### Exercise task
List all lines of the data that include the string "components".

### Supplied material
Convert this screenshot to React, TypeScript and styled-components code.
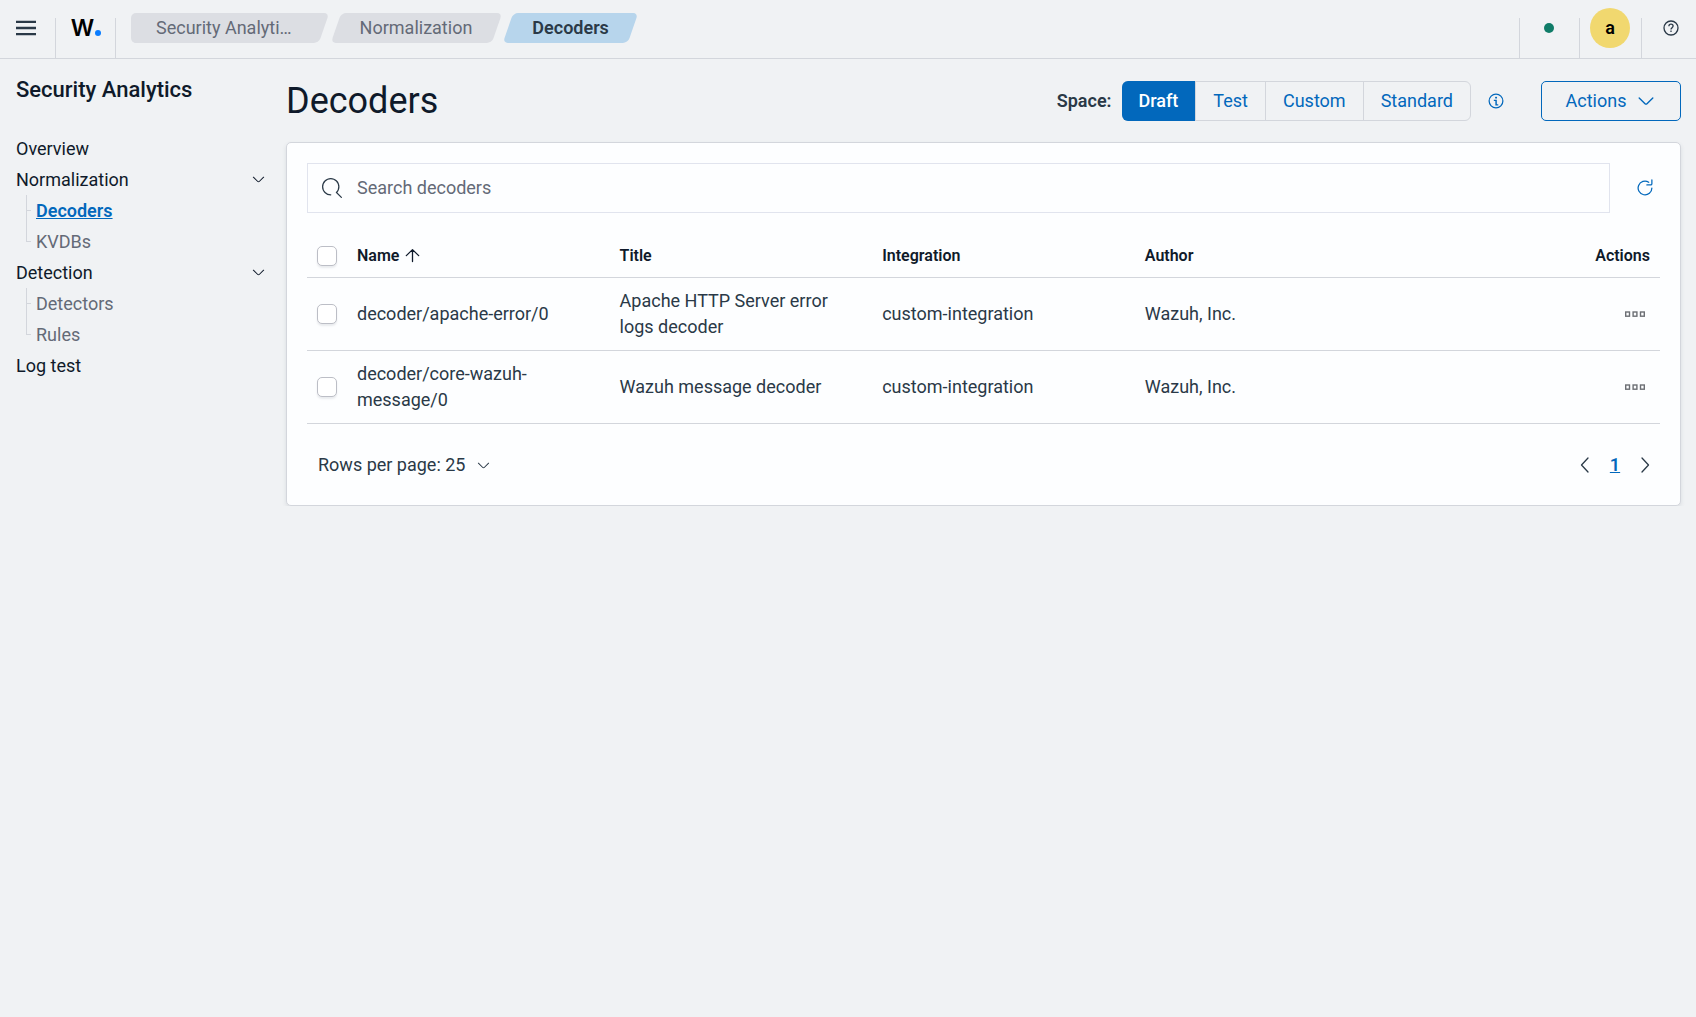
import React, { useState } from "react";
import styled, { createGlobalStyle, css } from "styled-components";

const font = `Roboto, "Liberation Sans", sans-serif`;

const color = {
  page: "#f0f2f4",
  panel: "#fdfeff",
  line: "#d3d6dc",
  inputLine: "#e1e4ee",
  title: "#0f1a2a",
  text: "#2a3947",
  subdued: "#646a77",
  primary: "#0268bc",
};

const GlobalStyle = createGlobalStyle`
  *, *::before, *::after { box-sizing: border-box; }
  body {
    margin: 0;
    background: ${color.page};
    color: ${color.text};
    font-family: ${font};
    font-size: 18px;
    line-height: 26px;
  }
  button, input { font: inherit; color: inherit; }
  button { background: none; border: 0; padding: 0; cursor: pointer; }
  a { color: inherit; text-decoration: none; }
  svg { display: block; flex: none; }
`;

/* ---------- icons ---------- */

type IconProps = { size?: number };

const Glyph = ({ d, size = 20 }: IconProps & { d: string }) => (
  <svg width={size} height={size} viewBox="0 0 16 16" fill="currentColor" aria-hidden="true">
    <path d={d} />
  </svg>
);

const ChevronDown = ({ size = 15 }: IconProps) => (
  <Glyph
    size={size}
    d="M13.069 5.157L8.384 9.768a.546.546 0 01-.768 0L2.93 5.158a.552.552 0 00-.771 0 .53.53 0 000 .759l4.684 4.61c.641.631 1.672.63 2.312 0l4.684-4.61a.53.53 0 000-.76.552.552 0 00-.771 0z"
  />
);

const SearchIcon = () => (
  <Glyph d="M11.271 11.978l3.872 3.873a.502.502 0 00.708 0 .502.502 0 000-.708l-3.565-3.564c2.38-2.747 2.267-6.923-.342-9.532-2.73-2.73-7.17-2.73-9.898 0-2.728 2.729-2.728 7.17 0 9.9a6.955 6.955 0 004.949 2.05.5.5 0 000-1 5.96 5.96 0 01-4.242-1.757 6.01 6.01 0 010-8.486 6.004 6.004 0 018.484 0 6.01 6.01 0 010 8.486.5.5 0 00-.034.738z" />
);

const RefreshIcon = () => (
  <Glyph d="M11.228 2.942a.5.5 0 11-.538.842A5 5 0 1013 8a.5.5 0 111 0 6 6 0 11-2.772-5.058zM14 1.5v3A1.5 1.5 0 0112.5 6h-3a.5.5 0 010-1h3a.5.5 0 00.5-.5v-3a.5.5 0 111 0z" />
);

const InfoIcon = () => (
  <Glyph d="M7.5 11.508L7.468 8H6.25V7h2.401l.03 3.508H9.8v1H7.5zm-.25-6.202a.83.83 0 01.207-.577c.137-.153.334-.229.59-.229.256 0 .454.076.593.23.14.152.21.345.21.576 0 .228-.07.417-.21.568-.14.15-.337.226-.593.226-.256 0-.453-.075-.59-.226a.81.81 0 01-.207-.568zM8 13A5 5 0 108 3a5 5 0 000 10zm0 1A6 6 0 118 2a6 6 0 010 12z" />
);

const HelpIcon = () => (
  <svg width="20" height="20" viewBox="0 0 20 20" fill="none" stroke="currentColor" strokeWidth="1.3" aria-hidden="true">
    <circle cx="10" cy="10" r="7" />
    <path d="M7.9 8.3c0-1.3 .9-2.1 2.1-2.1s2.1 .8 2.1 1.9c0 1.5-2.1 1.6-2.1 3.3" />
    <path d="M10 12.6v1.4" />
  </svg>
);

const MenuIcon = () => (
  <svg width="20" height="20" viewBox="0 0 20 20" stroke="currentColor" strokeWidth="2.3" aria-hidden="true">
    <path d="M0 3.8h20M0 10h20M0 16.2h20" />
  </svg>
);

const SortUpIcon = () => (
  <svg width="15" height="15" viewBox="0 0 15 15" fill="none" stroke="currentColor" strokeWidth="1.3" strokeLinecap="round" strokeLinejoin="round" aria-hidden="true">
    <path d="M7.5 13.5V1.6M1.3 7.6l6.2-6 6.2 6" />
  </svg>
);

const MoreIcon = () => (
  <svg width="20" height="20" viewBox="0 0 20 20" fill="none" stroke="currentColor" strokeWidth="1.4" aria-hidden="true">
    <rect x="0.7" y="8" width="3.8" height="4.2" />
    <rect x="8.1" y="8" width="3.8" height="4.2" />
    <rect x="15.5" y="8" width="3.8" height="4.2" />
  </svg>
);

const PageArrow = ({ d }: { d: string }) => (
  <svg width="20" height="20" viewBox="0 0 20 20" fill="none" stroke="currentColor" strokeWidth="1.3" strokeLinecap="round" strokeLinejoin="round" aria-hidden="true">
    <path d={d} />
  </svg>
);

/* ---------- header ---------- */

const Header = styled.header`
  display: flex;
  align-items: flex-start;
  height: 59px;
  border-bottom: 1px solid ${color.line};
`;

const HeaderCell = styled.div<{ $width: number; $divider: "left" | "right" }>`
  display: flex;
  align-items: center;
  justify-content: center;
  flex: none;
  width: ${(p) => p.$width}px;
  height: 58px;
  padding-bottom: 2px;
  background: linear-gradient(${color.line}, ${color.line}) ${(p) => p.$divider} bottom / 1px 40px no-repeat;
`;

const MenuCell = styled(HeaderCell)`
  padding-right: 4px;
`;

const HelpCell = styled(HeaderCell)`
  padding-left: 4px;
`;

const Logo = styled.a`
  display: flex;
  align-items: baseline;
  gap: 1px;
  font-family: Inter, sans-serif;
  font-size: 23px;
  font-weight: 600;
  color: #000;
`;

const LogoDot = styled.span`
  width: 6px;
  height: 6px;
  border-radius: 50%;
  background: #0a7dff;
`;

const Crumbs = styled.nav`
  display: flex;
  gap: 12px;
  margin: 13px auto 0 20px;
`;

const Crumb = styled.a<{ $current?: boolean; $first?: boolean }>`
  position: relative;
  display: flex;
  align-items: center;
  height: 30px;
  padding: ${(p) => (p.$first ? "0 32px 0 20px" : "0 24px")};
  z-index: 0;
  color: ${(p) => (p.$current ? color.text : color.subdued)};
  font-weight: ${(p) => (p.$current ? 600 : 400)};

  &::before,
  &::after {
    content: "";
    position: absolute;
    inset: 0;
    z-index: -1;
    border-radius: 5px;
    background: ${(p) => (p.$current ? "#b7d5ec" : "#dcdee3")};
  }
  &::before {
    transform: skewX(-19deg);
  }
  &::after {
    display: ${(p) => (p.$first ? "block" : "none")};
    left: -5px;
    right: 50%;
  }
`;

const StatusDot = styled.span`
  width: 10px;
  height: 10px;
  border-radius: 50%;
  background: #107c68;
`;

const Avatar = styled.button`
  width: 40px;
  height: 40px;
  border-radius: 50%;
  background: #f1d86f;
  color: #000;
  font-weight: 600;
`;

/* ---------- sidebar ---------- */

const Body = styled.div`
  display: flex;
`;

const Sidebar = styled.aside`
  width: 286px;
  flex: none;
  padding: 18px 20px 0 16px;
`;

const SidebarTitle = styled.h2`
  margin: 0 0 30px;
  font-size: 22px;
  line-height: 26px;
  font-weight: 500;
  color: ${color.title};
`;

const NavList = styled.ul`
  margin: 0;
  padding: 0;
  list-style: none;
`;

const NavLink = styled.a`
  display: flex;
  align-items: center;
  height: 31px;
  color: ${color.title};
`;

const NavGroup = styled.button`
  display: flex;
  align-items: center;
  justify-content: space-between;
  width: 100%;
  height: 31px;
  color: ${color.title};
`;

const SubItem = styled.li`
  position: relative;
  margin-left: 10px;
  padding-left: 10px;

  &::before {
    content: "";
    position: absolute;
    left: 0;
    top: 0;
    width: 5px;
    height: 16px;
    border-left: 1px solid ${color.line};
    border-bottom: 1px solid ${color.line};
  }
  &:not(:last-child)::after {
    content: "";
    position: absolute;
    left: 0;
    top: 0;
    height: 100%;
    border-left: 1px solid ${color.line};
  }
`;

const SubLink = styled(NavLink)<{ $active?: boolean }>`
  color: ${(p) => (p.$active ? color.primary : color.subdued)};
  font-weight: ${(p) => (p.$active ? 600 : 400)};
  text-decoration: ${(p) => (p.$active ? "underline" : "none")};
`;

/* ---------- main ---------- */

const Main = styled.main`
  flex: 1;
  min-width: 0;
  padding: 22px 15px 0 0;
`;

const TitleRow = styled.div`
  display: flex;
  align-items: center;
  height: 40px;
  margin-bottom: 21px;
`;

const Title = styled.h1`
  margin: 0 auto 0 0;
  font-size: 36px;
  line-height: 40px;
  font-weight: 400;
  color: ${color.title};
`;

const SpaceLabel = styled.span`
  margin-right: 10px;
  font-weight: 600;
`;

const Segments = styled.div`
  display: flex;
  height: 40px;
  border: 1px solid ${color.line};
  border-radius: 6px;
`;

const Segment = styled.button<{ $on: boolean }>`
  padding: 0 17px;
  color: ${color.primary};

  & + & {
    border-left: 1px solid ${color.line};
  }
  ${(p) =>
    p.$on &&
    css`
      margin: -1px 0 -1px -1px;
      border-radius: 6px 0 0 6px;
      background: ${color.primary};
      color: #fff;
      font-weight: 500;
    `}
`;

const IconButton = styled.button`
  display: flex;
  align-items: center;
  justify-content: center;
  width: 30px;
  height: 30px;
`;

const InfoButton = styled(IconButton)`
  margin: 0 30px 0 10px;
  color: ${color.primary};
`;

const ActionsButton = styled.button`
  display: flex;
  align-items: center;
  justify-content: center;
  gap: 10px;
  min-width: 140px;
  height: 40px;
  border: 1px solid ${color.primary};
  border-radius: 5px;
  color: ${color.primary};
`;

const Panel = styled.section`
  padding: 20px;
  border: 1px solid ${color.line};
  border-radius: 5px;
  background: ${color.panel};
  box-shadow: 0 2px 4px rgba(60, 70, 90, 0.12);
`;

const SearchRow = styled.div`
  display: flex;
  align-items: center;
  margin-bottom: 21px;
`;

const SearchBox = styled.label`
  display: flex;
  align-items: center;
  gap: 15px;
  flex: 1;
  height: 50px;
  padding: 0 14px;
  border: 1px solid ${color.inputLine};
`;

const SearchInput = styled.input`
  flex: 1;
  border: 0;
  padding: 0;
  outline: 0;
  background: none;

  &::placeholder {
    color: ${color.subdued};
    opacity: 1;
  }
`;

const RefreshButton = styled(IconButton)`
  margin: 0 0 0 20px;
  color: ${color.primary};
`;

const Table = styled.table`
  width: 100%;
  table-layout: fixed;
  border-collapse: collapse;
  text-align: left;
`;

const CheckCol = styled.col`
  width: 40px;
`;

const HeadCell = styled.th<{ $right?: boolean }>`
  padding: 10px;
  border-bottom: 1px solid ${color.line};
  font-size: 16px;
  line-height: 23px;
  font-weight: 600;
  color: ${color.title};
  text-align: ${(p) => (p.$right ? "right" : "left")};
`;

const SortButton = styled.button`
  display: flex;
  align-items: center;
  gap: 6px;
`;

const Cell = styled.td`
  height: 73px;
  padding: 10px;
  border-bottom: 1px solid ${color.line};
`;

const Checkbox = styled.input`
  display: block;
  appearance: none;
  width: 20px;
  height: 20px;
  margin: 0;
  border: 1px solid #bcbec6;
  border-radius: 5px;
  background: #fff;
  box-shadow: 0 2px 2px rgba(60, 70, 90, 0.1);

  &:checked {
    background: ${color.primary};
  }
`;

const MoreButton = styled(IconButton)`
  margin-left: auto;
  color: #6c6f74;
`;

const Footer = styled.div`
  display: flex;
  align-items: center;
  justify-content: space-between;
  padding: 26px 0 5px 11px;
`;

const RowsButton = styled.button`
  display: flex;
  align-items: center;
  gap: 11px;
`;

const Pager = styled.nav`
  display: flex;
`;

const PageNumber = styled(IconButton)`
  color: ${color.primary};
  font-weight: 600;
  text-decoration: underline;
`;

/* ---------- data ---------- */

const spaces = ["Draft", "Test", "Custom", "Standard"];

const decoders = [
  {
    name: "decoder/apache-error/0",
    title: "Apache HTTP Server error logs decoder",
    integration: "custom-integration",
    author: "Wazuh, Inc.",
  },
  {
    name: "decoder/core-wazuh-message/0",
    title: "Wazuh message decoder",
    integration: "custom-integration",
    author: "Wazuh, Inc.",
  },
];

const groups = [
  { label: "Normalization", items: ["Decoders", "KVDBs"] },
  { label: "Detection", items: ["Detectors", "Rules"] },
];

export default function App() {
  const [space, setSpace] = useState("Draft");

  return (
    <>
      <GlobalStyle />
      <Header>
        <MenuCell $width={56} $divider="right">
          <IconButton aria-label="Menu">
            <MenuIcon />
          </IconButton>
        </MenuCell>
        <HeaderCell $width={60} $divider="right">
          <Logo href="#">
            W<LogoDot />
          </Logo>
        </HeaderCell>
        <Crumbs aria-label="Breadcrumb">
          <Crumb href="#" $first>Security Analyti…</Crumb>
          <Crumb href="#">Normalization</Crumb>
          <Crumb href="#" $current aria-current="page">Decoders</Crumb>
        </Crumbs>
        <HeaderCell $width={60} $divider="left">
          <StatusDot />
        </HeaderCell>
        <HeaderCell $width={62} $divider="left">
          <Avatar>a</Avatar>
        </HeaderCell>
        <HelpCell $width={55} $divider="left">
          <IconButton aria-label="Help">
            <HelpIcon />
          </IconButton>
        </HelpCell>
      </Header>

      <Body>
        <Sidebar>
          <SidebarTitle>Security Analytics</SidebarTitle>
          <NavList>
            <li><NavLink href="#">Overview</NavLink></li>
            {groups.map((group) => (
              <li key={group.label}>
                <NavGroup>
                  {group.label}
                  <ChevronDown />
                </NavGroup>
                <NavList>
                  {group.items.map((item) => (
                    <SubItem key={item}>
                      <SubLink href="#" $active={item === "Decoders"}>{item}</SubLink>
                    </SubItem>
                  ))}
                </NavList>
              </li>
            ))}
            <li><NavLink href="#">Log test</NavLink></li>
          </NavList>
        </Sidebar>

        <Main>
          <TitleRow>
            <Title>Decoders</Title>
            <SpaceLabel id="space-label">Space:</SpaceLabel>
            <Segments role="group" aria-labelledby="space-label">
              {spaces.map((name) => (
                <Segment key={name} $on={name === space} aria-pressed={name === space} onClick={() => setSpace(name)}>
                  {name}
                </Segment>
              ))}
            </Segments>
            <InfoButton aria-label="About spaces">
              <InfoIcon />
            </InfoButton>
            <ActionsButton>
              Actions
              <ChevronDown size={20} />
            </ActionsButton>
          </TitleRow>

          <Panel>
            <SearchRow>
              <SearchBox>
                <SearchIcon />
                <SearchInput type="search" placeholder="Search decoders" aria-label="Search decoders" />
              </SearchBox>
              <RefreshButton aria-label="Refresh">
                <RefreshIcon />
              </RefreshButton>
            </SearchRow>

            <Table>
              <colgroup>
                <CheckCol />
                <col />
                <col />
                <col />
                <col />
                <col />
              </colgroup>
              <thead>
                <tr>
                  <HeadCell><Checkbox type="checkbox" aria-label="Select all rows" /></HeadCell>
                  <HeadCell aria-sort="ascending">
                    <SortButton>
                      Name
                      <SortUpIcon />
                    </SortButton>
                  </HeadCell>
                  <HeadCell>Title</HeadCell>
                  <HeadCell>Integration</HeadCell>
                  <HeadCell>Author</HeadCell>
                  <HeadCell $right>Actions</HeadCell>
                </tr>
              </thead>
              <tbody>
                {decoders.map((row) => (
                  <tr key={row.name}>
                    <Cell><Checkbox type="checkbox" aria-label={`Select ${row.name}`} /></Cell>
                    <Cell>{row.name}</Cell>
                    <Cell>{row.title}</Cell>
                    <Cell>{row.integration}</Cell>
                    <Cell>{row.author}</Cell>
                    <Cell>
                      <MoreButton aria-label="Row actions">
                        <MoreIcon />
                      </MoreButton>
                    </Cell>
                  </tr>
                ))}
              </tbody>
            </Table>

            <Footer>
              <RowsButton>
                Rows per page: 25
                <ChevronDown />
              </RowsButton>
              <Pager aria-label="Pagination">
                <IconButton aria-label="Previous page"><PageArrow d="M13 3l-6.5 7 6.5 7" /></IconButton>
                <PageNumber aria-current="page">1</PageNumber>
                <IconButton aria-label="Next page"><PageArrow d="M7 3l6.5 7-6.5 7" /></IconButton>
              </Pager>
            </Footer>
          </Panel>
        </Main>
      </Body>
    </>
  );
}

### Response to the task
Convert this screenshot to React, TypeScript and styled-components code.
import styled, { createGlobalStyle, css } from "styled-components";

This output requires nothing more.